Researchers have devised a number of mathematical procedures for initializing the weights of a neural network. One of the most popular methods is called the Glorot method or Xavier method. You can use this method in your applications by calling tf.contrib.layers.xavier_initializer.

Start with a Small Number of Layers

For complex problems, you probably won’t know how many hidden layers to create. Some developers assume that larger is better, and construct neural networks with many (more than 10) hidden layers. But this increases the likelihood of overfitting, in which the neural network becomes focused on your specific training data and fails to analyze general data.

To avoid overfitting, it’s a good idea to start small. If the accuracy is unacceptable, increase the network’s depth until the accuracy reaches a suitable value.

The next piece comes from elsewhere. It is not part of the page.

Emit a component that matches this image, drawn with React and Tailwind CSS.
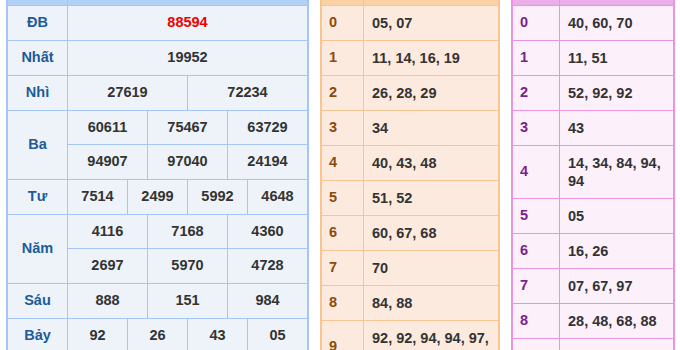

In addition to reducing the likelihood of overfitting, the start-small method guarantees faster execution than the start-large method.

Add Dropout Layers

In addition to dense layers, I recommend that you add dropout layers to your neural networks. A dropout layer sets a percentage of its inputs to 0 before passing the signals as output. This reduces the likelihood of overfitting by reducing the codependency of the inputs entering the dropout layer.

In TensorFlow, you can create a dropout layer by calling tf.nn.dropout. This layer accepts a tensor whose values identify the probability that the corresponding input should be discarded.

Train with Small, Random Batches

After you preprocess your data, initialize your weights, and determine the initial structure of your neural network, you’re ready to start training. Rather than train with the entire dataset at once, you should split your data into batches. The neural network will update its gradients and weights with each batch processed.

Reducing the batch size increases the training time, but it also decreases the likelihood that the optimizer will settle into a local minimum instead of finding the global minimum. It also reduces the dependence of the analysis on the order of the samples. You can reduce this dependence further by shuffling batches as training proceeds.

Normalize Batch Data

Even if you standardize the samples entering your neural network, the mean and variance of your data will change as it moves from one hidden layer to the next. For this reason, developers normalize the data as it leaves each layer.

This normalization involves setting the mean to zero and the standard deviation to one. But the process is slightly more complicated because you need to approximate the mean and variance of the entire batch. Rather than do the math yourself, call tf.contrib.layers.batch_norm.

Try Different Optimization Algorithms

Your choice of optimizer will play a critical role in determining the accuracy and performance of your application. Which optimization method is best? Despite decades of analysis, researchers haven’t reached a consensus.

Start with the Adam and Adagrad optimizers, but if you’re not getting the performance and accuracy you want, it’s a good idea to try other methods. In a TensorFlow application, you set the optimization method by creating an instance of an optimizer class, such as tf.train.AdamOptimizer, calling its minimize method, and running the returned operation in a session.

Set the Right Learning Rate

An optimizer’s learning rate determines how an optimizer updates its weights with each training step. If you set the learning rate too high, the optimizer will make dramatic changes to the weights, and it may never converge to a solution. If you set the learning rate too low, the optimizer will proceed slowly, and it may converge to a local minimum instead of a global minimum.

Typical learning rates vary from 0.0001 to 0.5, but the best learning rate varies from application to application. I recommend starting with a high value and repeatedly reducing the learning rate until you’re satisfied with the application’s accuracy and performance.

Check Weights and Gradients

Machine learning applications frequently fail because the weights drop to zero (the vanishing gradient problem) or grow very large (the exploding gradient problem). In both cases, you may need to adjust the number of layers in your network and/or the activation function of each layer.

Thankfully, TensorFlow lets you save a layer’s weights and visualize the weights with TensorBoard.